I have a lot of friends who are immigrants, many of whom are Muslim, and an at-least-equal number of friends who are native-born Americans (several of whom are also Muslim). Among many in both groups are people who express confidence in the US Constitution to serve as a bulwark against any abuse or deprivation of civil rights and constitutional liberties on the part of the new Administration. Without exception, they have an almost religious reverence for the Constitution as the secular equivalent of Martin Luther’s “mighty fortress”. As someone who also reveres the Constitution – a secular faith I came to rather late in life -- and who shares that almost-religious regard for the Document, I have no wish to disabuse them of this attitude. But I want their reverence to be a historically informed reverence, realistically tempered by a clear-sighted recognition that the US Constitution, like all things human, suffers from many human limitations, limitations that have, in the past, been leveraged to achieve ends contrary to the principles enshrined in the Document. This “Skeptic’s” column is for them: the people whose regard for the Constitution is the product more of (understandable) innocence than of sober knowledge.
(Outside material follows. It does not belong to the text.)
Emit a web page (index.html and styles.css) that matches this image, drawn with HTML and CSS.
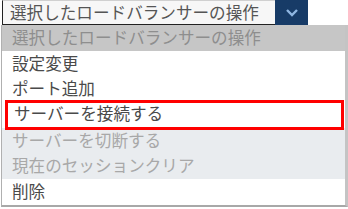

The US Constitution is like any other text – one’s grocery list, your car’s owner’s manual, the instructions for assembling your new bookcase from Ikea, etc. – which is to say it is always open to interpretation. Always. Consider Herman Melville’s Moby Dick. How many ways has Moby Dick been interpreted over the years? How many meanings have been assigned to it? Certainly thousands. Most likely millions. Or the Bible … same questions. The World Christian Encyclopedia estimates that there are something like 30 thousand different Christian denominations -- just counting Protestants alone -- each with its own idiosyncratic reading of the Bible, readings that are often, to varying extents, different from the other 29,999 readings. (Different readings are, after all, why there are different Christian denominations in the first place.) Granted, this number depends on how you define “denomination,” e.g., whether you count “Southern Baptist” and “American Baptist” as different denominations. Same with Islam: different interpretations of the Qur’an, sometimes informed by differing glosses from the hadith, account for differences among Muslim groups, ranging from rigorously doctrinaire Wahhabism to Sufi mysticism. Furthermore, within each denomination, there are differences as to the methodology one uses to interpret the Bible, Qur’an, etc. Ditto Moby Dick. The point? Texts are always interpreted, even when the interpretation is unconscious and taken for granted. The phrase "text with no room for interpretation" is an oxymoron.
The US Constitution is no different: what the Constitution means is influenced by – most would say determined by – how the Constitution is read. But – again, like any other document – the Constitution is never … and I mean literally never … read, that is to say interpreted, in an interpretive vacuum. Like Moby Dick, like the Bible, like the Qur’an, like Ikea assembly instructions, etc., the Constitution’s text is “always already” embedded in a context. What is beyond the text “always already” is decisively influential in determining the meaning we ascribe to the text. Most of the time we are unaware of most of this context, and have to make a special effort to become aware of it – rather like detecting dark matter surrounding a galaxy. Very often, this is harmless at worst, and beneficial at best. For example, when the First Amendment says “Congress shall make no law … “ (emphasis added), the context is the Framers’ concept of federalism: the Federal legislature shall make no law, but the States at a lower echelon of the federalist system still had the power to make laws designating a church or denomination as the “official” State church. Federalism is a messy way of doing the Nation’s political business, but it lends great flexibility to different parts of the country in addressing local issues. But not all aspects of the Constitution’s context are similarly benign. The Constitution is also susceptible to being interpreted in terms of cultural biases that are inconsistent with constitutional principles.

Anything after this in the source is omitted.